Le texte de Délire à deux traite d’un couple hétérosexuel qui s’aime et s’entre-déchire. L’amorce du récit part d’une conversation qui aurait plu aux créatures de son classique La cantatrice chauve : la femme veut que son conjoint considère le limaçon et la tortue comme étant la même bête. Ce différend conjugal devient le prétexte d’une escale verbale où la raison côtoie l’irrationnel. À l’extérieur de leur domicile, la guerre gronde avec ses bombardements et ses cris. En somme, nous assistons à un microcosme en apparence festif, parfois touchant et parfois grotesque, qui se débat parmi les décombres. Le conflit du dehors devient ici un moyen de communication, et non de résolution.

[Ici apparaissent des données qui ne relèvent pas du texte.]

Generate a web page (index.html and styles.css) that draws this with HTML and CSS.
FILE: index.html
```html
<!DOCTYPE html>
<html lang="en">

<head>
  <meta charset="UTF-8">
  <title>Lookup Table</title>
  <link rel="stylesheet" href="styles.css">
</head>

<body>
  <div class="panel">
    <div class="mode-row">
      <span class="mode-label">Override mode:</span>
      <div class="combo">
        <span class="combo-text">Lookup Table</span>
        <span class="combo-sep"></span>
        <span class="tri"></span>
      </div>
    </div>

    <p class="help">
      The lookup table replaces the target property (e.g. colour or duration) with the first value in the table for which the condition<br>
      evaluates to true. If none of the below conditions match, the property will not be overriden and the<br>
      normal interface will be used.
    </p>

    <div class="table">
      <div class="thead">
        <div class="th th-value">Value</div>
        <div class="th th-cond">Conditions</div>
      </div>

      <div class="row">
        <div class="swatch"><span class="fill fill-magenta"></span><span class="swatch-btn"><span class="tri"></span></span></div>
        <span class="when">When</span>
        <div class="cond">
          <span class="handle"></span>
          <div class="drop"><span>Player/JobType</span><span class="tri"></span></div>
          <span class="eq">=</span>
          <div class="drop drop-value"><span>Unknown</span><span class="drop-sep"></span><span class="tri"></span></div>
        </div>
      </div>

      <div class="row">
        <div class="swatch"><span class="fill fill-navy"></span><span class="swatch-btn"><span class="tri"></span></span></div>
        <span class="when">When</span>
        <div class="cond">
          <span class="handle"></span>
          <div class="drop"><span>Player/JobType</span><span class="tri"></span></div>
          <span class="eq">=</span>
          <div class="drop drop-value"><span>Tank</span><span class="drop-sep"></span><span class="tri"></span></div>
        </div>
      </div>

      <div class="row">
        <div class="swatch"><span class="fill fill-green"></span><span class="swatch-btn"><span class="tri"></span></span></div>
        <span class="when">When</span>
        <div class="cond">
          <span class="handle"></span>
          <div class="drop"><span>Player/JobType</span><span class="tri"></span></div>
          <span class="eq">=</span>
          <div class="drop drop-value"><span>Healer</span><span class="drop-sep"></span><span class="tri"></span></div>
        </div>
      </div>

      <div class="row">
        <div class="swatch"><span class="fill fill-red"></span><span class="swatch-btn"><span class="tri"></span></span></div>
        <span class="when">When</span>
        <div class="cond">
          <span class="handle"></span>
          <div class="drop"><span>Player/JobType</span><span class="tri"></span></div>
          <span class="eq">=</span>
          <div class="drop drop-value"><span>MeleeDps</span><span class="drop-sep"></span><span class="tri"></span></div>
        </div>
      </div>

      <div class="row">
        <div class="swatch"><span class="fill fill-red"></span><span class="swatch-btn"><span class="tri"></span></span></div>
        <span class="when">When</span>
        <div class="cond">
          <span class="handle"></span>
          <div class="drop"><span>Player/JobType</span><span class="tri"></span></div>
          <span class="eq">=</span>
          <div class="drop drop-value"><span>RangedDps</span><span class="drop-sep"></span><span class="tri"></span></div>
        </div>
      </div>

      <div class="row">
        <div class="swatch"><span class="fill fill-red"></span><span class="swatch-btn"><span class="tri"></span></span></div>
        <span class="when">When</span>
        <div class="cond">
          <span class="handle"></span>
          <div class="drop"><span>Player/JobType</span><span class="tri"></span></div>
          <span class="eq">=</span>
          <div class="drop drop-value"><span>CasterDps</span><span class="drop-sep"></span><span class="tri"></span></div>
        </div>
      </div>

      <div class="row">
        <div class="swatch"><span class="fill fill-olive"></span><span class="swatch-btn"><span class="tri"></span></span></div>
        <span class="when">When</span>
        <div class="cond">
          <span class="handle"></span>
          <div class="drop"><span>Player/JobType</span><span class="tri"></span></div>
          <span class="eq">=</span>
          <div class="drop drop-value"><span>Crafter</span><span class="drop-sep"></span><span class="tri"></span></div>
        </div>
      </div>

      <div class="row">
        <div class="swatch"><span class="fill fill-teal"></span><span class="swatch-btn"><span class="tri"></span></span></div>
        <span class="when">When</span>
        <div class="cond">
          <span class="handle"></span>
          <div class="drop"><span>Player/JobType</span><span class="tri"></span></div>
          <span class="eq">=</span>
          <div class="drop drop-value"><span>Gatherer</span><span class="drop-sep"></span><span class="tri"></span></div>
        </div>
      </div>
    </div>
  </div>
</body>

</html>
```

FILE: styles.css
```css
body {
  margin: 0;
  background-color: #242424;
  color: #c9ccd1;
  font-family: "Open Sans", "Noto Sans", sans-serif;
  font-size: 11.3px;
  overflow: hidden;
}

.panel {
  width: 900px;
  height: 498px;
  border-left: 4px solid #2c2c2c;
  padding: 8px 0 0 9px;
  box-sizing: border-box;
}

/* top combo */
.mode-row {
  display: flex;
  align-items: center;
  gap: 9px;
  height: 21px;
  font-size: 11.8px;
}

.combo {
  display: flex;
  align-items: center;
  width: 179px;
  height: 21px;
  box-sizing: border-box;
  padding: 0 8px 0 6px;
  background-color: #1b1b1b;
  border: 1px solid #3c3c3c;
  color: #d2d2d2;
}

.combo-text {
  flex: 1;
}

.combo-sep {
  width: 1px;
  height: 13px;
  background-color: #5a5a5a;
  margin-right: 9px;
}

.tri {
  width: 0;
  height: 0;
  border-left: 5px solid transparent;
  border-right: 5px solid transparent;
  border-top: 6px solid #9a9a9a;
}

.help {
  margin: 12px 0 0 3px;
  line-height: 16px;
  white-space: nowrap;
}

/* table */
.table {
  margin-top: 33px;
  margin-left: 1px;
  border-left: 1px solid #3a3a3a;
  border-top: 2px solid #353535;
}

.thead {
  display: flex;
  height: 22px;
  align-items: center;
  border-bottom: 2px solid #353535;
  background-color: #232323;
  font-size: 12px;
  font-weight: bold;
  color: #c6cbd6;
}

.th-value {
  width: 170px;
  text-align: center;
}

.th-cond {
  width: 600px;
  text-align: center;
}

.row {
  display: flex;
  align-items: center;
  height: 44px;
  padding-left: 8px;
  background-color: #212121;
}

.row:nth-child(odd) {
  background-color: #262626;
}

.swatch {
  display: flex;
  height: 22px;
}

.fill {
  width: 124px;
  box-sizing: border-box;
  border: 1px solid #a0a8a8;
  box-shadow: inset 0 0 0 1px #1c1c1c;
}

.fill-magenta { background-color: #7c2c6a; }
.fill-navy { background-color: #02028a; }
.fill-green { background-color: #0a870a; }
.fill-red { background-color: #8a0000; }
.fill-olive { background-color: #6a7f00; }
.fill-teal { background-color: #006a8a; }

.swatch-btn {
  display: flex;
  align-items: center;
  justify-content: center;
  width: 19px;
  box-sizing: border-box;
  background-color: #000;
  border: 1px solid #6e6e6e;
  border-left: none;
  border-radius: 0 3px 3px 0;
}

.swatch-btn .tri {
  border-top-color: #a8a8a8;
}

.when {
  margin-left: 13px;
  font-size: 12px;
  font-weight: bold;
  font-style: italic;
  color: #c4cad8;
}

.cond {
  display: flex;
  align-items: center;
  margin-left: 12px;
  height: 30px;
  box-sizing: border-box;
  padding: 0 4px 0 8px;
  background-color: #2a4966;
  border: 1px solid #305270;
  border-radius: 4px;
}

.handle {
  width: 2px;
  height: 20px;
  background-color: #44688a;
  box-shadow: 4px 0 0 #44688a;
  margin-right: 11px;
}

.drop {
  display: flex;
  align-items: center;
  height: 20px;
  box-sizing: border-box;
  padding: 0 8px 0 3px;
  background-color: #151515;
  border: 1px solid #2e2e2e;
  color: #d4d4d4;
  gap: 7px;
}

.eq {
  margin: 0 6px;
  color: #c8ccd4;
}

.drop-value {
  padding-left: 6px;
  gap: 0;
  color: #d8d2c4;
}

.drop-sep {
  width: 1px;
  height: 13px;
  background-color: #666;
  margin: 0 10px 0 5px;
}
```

Si des exégètes du répertoire d’Ionesco la considèrent comme une piécette mineure ou un petit divertissement anodin, son propos et son écriture demeurent d’une grande pertinence encore aujourd’hui, malgré la patine du temps qui passe. Sa richesse dramatique demeure presque un modèle précurseur à toutes ces histoires, maintes fois transposées à la scène, sur ces êtres qui se désirent, se caressent, se griffent et se détruisent à la fois. Isabel Rancier et le Théâtre In Extremis ont eu la main heureuse avec un matériau aussi judicieux. L’intemporalité du sujet peut donner l’impression que l’histoire fut écrite en ce début de 21e siècle. En France, la pièce fut reprise récemment dans un décor s’apparentant à un ring de boxe. Une réserve, toutefois, sur le texte : vers la fin de l’heure de la représentation, le récit commence à tourner en rond et souffre d’une trop grande linéarité. Une progression plus accentuée aurait entraîné un intérêt encore plus marqué.

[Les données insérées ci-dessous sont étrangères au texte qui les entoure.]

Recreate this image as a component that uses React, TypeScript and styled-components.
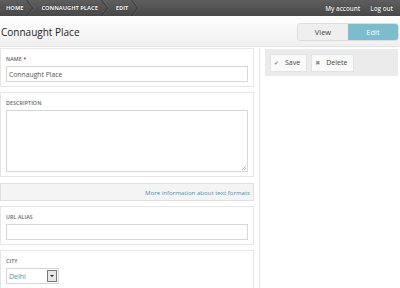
import React from "react";
import styled, { createGlobalStyle } from "styled-components";

const Global = createGlobalStyle`
  html, body { margin: 0; padding: 0; background: #fff; }
  body { font-family: "Open Sans", "DejaVu Sans", sans-serif; color: #333; }
  * { box-sizing: border-box; }
`;

const Page = styled.div`
  width: 400px;
  height: 288px;
  overflow: hidden;
  display: flex;
  flex-direction: column;
`;

const TopBar = styled.div`
  flex-shrink: 0;
  height: 16px;
  background: linear-gradient(#5e5e5e, #484848);
  display: flex;
  align-items: stretch;
  justify-content: space-between;
  font-size: 5.7px;
  font-weight: 700;
  color: #fff;
  text-shadow: 0 0 1px #000;
`;

const Crumbs = styled.div`
  display: flex;
  align-items: stretch;
  overflow: hidden;
`;

const Crumb = styled.div<{ $first?: boolean }>`
  position: relative;
  display: flex;
  align-items: center;
  padding: 0 13px 0 ${(p) => (p.$first ? 6 : 5)}px;
  &::after {
    content: "";
    position: absolute;
    right: 4px;
    top: 2px;
    width: 11px;
    height: 11px;
    transform: rotate(45deg) skew(8deg, 8deg);
    border-top: 1px solid #3c3c3c;
    border-right: 1px solid #3c3c3c;
    box-shadow: 1px -1px 0 rgba(255, 255, 255, 0.08);
  }
`;

const UserLinks = styled.div`
  display: flex;
  align-items: center;
  gap: 10px;
  padding-right: 7px;
  font-weight: 600;
  font-size: 6.3px;
`;

const Header = styled.div`
  flex-shrink: 0;
  height: 31px;
  background: linear-gradient(#fff, #f0f0f0);
  border-bottom: 1px solid #e4e4e4;
  display: flex;
  align-items: center;
  justify-content: space-between;
  padding: 0 2px 0 1px;
`;

const Title = styled.h1`
  margin: 0;
  font-size: 10px;
  font-weight: 400;
  color: #222;
  padding-top: 2px;
`;

const Tabs = styled.div`
  display: flex;
  margin-top: 1px;
  border-radius: 3px;
  overflow: hidden;
  box-shadow: 0 0 0 1px #ddd;
`;

const Tab = styled.div<{ $active?: boolean }>`
  width: 50px;
  height: 16px;
  display: flex;
  align-items: center;
  justify-content: center;
  font-size: 7.5px;
  background: ${(p) => (p.$active ? "#7bbccd" : "#efefef")};
  color: ${(p) => (p.$active ? "#fff" : "#444")};
`;

const Body = styled.div`
  flex: 1;
  min-height: 0;
  display: flex;
  padding-top: 1px;
`;

const Main = styled.div`
  flex-shrink: 0;
  width: 254px;
  display: flex;
  flex-direction: column;
  gap: 5px;
`;

const Side = styled.div`
  flex: 1;
  border-left: 1px solid #e4e4e4;
  margin-left: 5px;
  padding: 1px 2px 0 5px;
`;

const Section = styled.div`
  flex-shrink: 0;
  border: 1px solid #e6e6e6;
  padding: 7px 5px 4px 5px;
  display: flex;
  flex-direction: column;
  gap: 3px;
`;

const Label = styled.div`
  font-size: 5.3px;
  font-weight: 600;
  color: #666;
  text-transform: uppercase;
  letter-spacing: 0.1px;
  line-height: 7px;
  height: 7px;
`;

const Req = styled.span`
  color: #d00;
`;

const Input = styled.div`
  height: 16px;
  border: 1px solid #d6d6d6;
  font-size: 6.8px;
  color: #555;
  display: flex;
  align-items: center;
  padding-left: 2px;
`;

const TextArea = styled.div`
  position: relative;
  height: 62px;
  border: 1px solid #d6d6d6;
`;

const Grip = styled.svg`
  position: absolute;
  right: 1px;
  bottom: 1px;
`;

const Formats = styled.div`
  flex-shrink: 0;
  height: 18px;
  margin-top: 1px;
  background: #f4f4f4;
  border: 1px solid #e0e0e0;
  display: flex;
  align-items: center;
  justify-content: flex-end;
  padding-right: 3px;
  font-size: 6.1px;
  color: #4b8fb0;
`;

const Select = styled.div`
  width: 53px;
  height: 16px;
  border: 1px solid #d6d6d6;
  display: flex;
  align-items: center;
  justify-content: space-between;
  padding: 0 1px 0 2px;
  font-size: 7px;
  color: #4b8fb0;
`;

const SelectBtn = styled.div`
  width: 10px;
  height: 12px;
  border: 1px solid #777;
  background: #e6e6e6;
  display: flex;
  align-items: center;
  justify-content: center;
  &::after {
    content: "";
    border-left: 2px solid transparent;
    border-right: 2px solid transparent;
    border-top: 2px solid #222;
  }
`;

const Actions = styled.div`
  height: 27px;
  background: #ebebeb;
  display: flex;
  align-items: center;
  gap: 4px;
  padding-left: 5px;
`;

const Button = styled.div`
  height: 18px;
  background: #fafafa;
  border: 1px solid #e2e2e2;
  display: flex;
  align-items: center;
  gap: 6px;
  padding: 0 6px 0 3px;
  font-size: 7px;
  color: #444;
`;

const Icon = styled.span`
  font-size: 6px;
  color: #888;
`;

export default function App() {
  return (
    <Page>
      <Global />
      <TopBar>
        <Crumbs>
          <Crumb $first>HOME</Crumb>
          <Crumb>CONNAUGHT PLACE</Crumb>
          <Crumb>EDIT</Crumb>
        </Crumbs>
        <UserLinks>
          <span>My account</span>
          <span>Log out</span>
        </UserLinks>
      </TopBar>
      <Header>
        <Title>Connaught Place</Title>
        <Tabs>
          <Tab>View</Tab>
          <Tab $active>Edit</Tab>
        </Tabs>
      </Header>
      <Body>
        <Main>
          <Section>
            <Label>
              Name <Req>*</Req>
            </Label>
            <Input>Connaught Place</Input>
          </Section>
          <Section>
            <Label>Description</Label>
            <TextArea>
              <Grip width="5" height="5" viewBox="0 0 5 5">
                <path d="M1 5L5 1M3 5L5 3" stroke="#999" strokeWidth="0.7" />
              </Grip>
            </TextArea>
          </Section>
          <Formats>More information about text formats</Formats>
          <Section>
            <Label>URL alias</Label>
            <Input />
          </Section>
          <Section>
            <Label>City</Label>
            <Select>
              Delhi
              <SelectBtn />
            </Select>
          </Section>
        </Main>
        <Side>
          <Actions>
            <Button>
              <Icon>✔</Icon>Save
            </Button>
            <Button>
              <Icon>✖</Icon>Delete
            </Button>
          </Actions>
        </Side>
      </Body>
    </Page>
  );
}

Mais les qualités prennent largement le pas sur les défauts. Reconnaissons tout d’abord à la metteure en scène ses tentatives de décloisonner les repères traditionnels de la pratique scénique et d’abolir les distances entre la scène et la salle. Par ailleurs, les deux comédiens se promènent d’un bout à l’autre du lieu. Les tabourets, les petites tables rondes et le comptoir deviennent même des accessoires à l’action. Dans cette joute verbale, les acteurs réussissent à incarner dans leurs voix et dans leurs corps toutes les tensions de ces individus engouffrés entre la vie dangereuse d’un univers sur le bord de l’éclatement et la mort grondant tout autour. Langoureuse et endiablée, Catherine Huard compose un beau tandem tout en contraste avec son partenaire Arnaud Bodequin, plus flegmatique. Les quelques instants plus chorégraphiques sur des musiques planantes apportent une touche nerveuse et frénétique à ce tableau libérateur.
Les dimanches et lundis soirs demeurent le moment propice dans une semaine bien chargée (et parfois surchargée) en propositions artistiques pour découvrir des artistes généreux. L’occasion en devient plus féconde de se remettre dans le creux de l’oreille un morceau méconnu d’un dramaturge marquant. Ce Délire à deux constitue donc une grouillante illustration de la vivacité et de la générosité d’Isabel Rancier et de ses acolytes.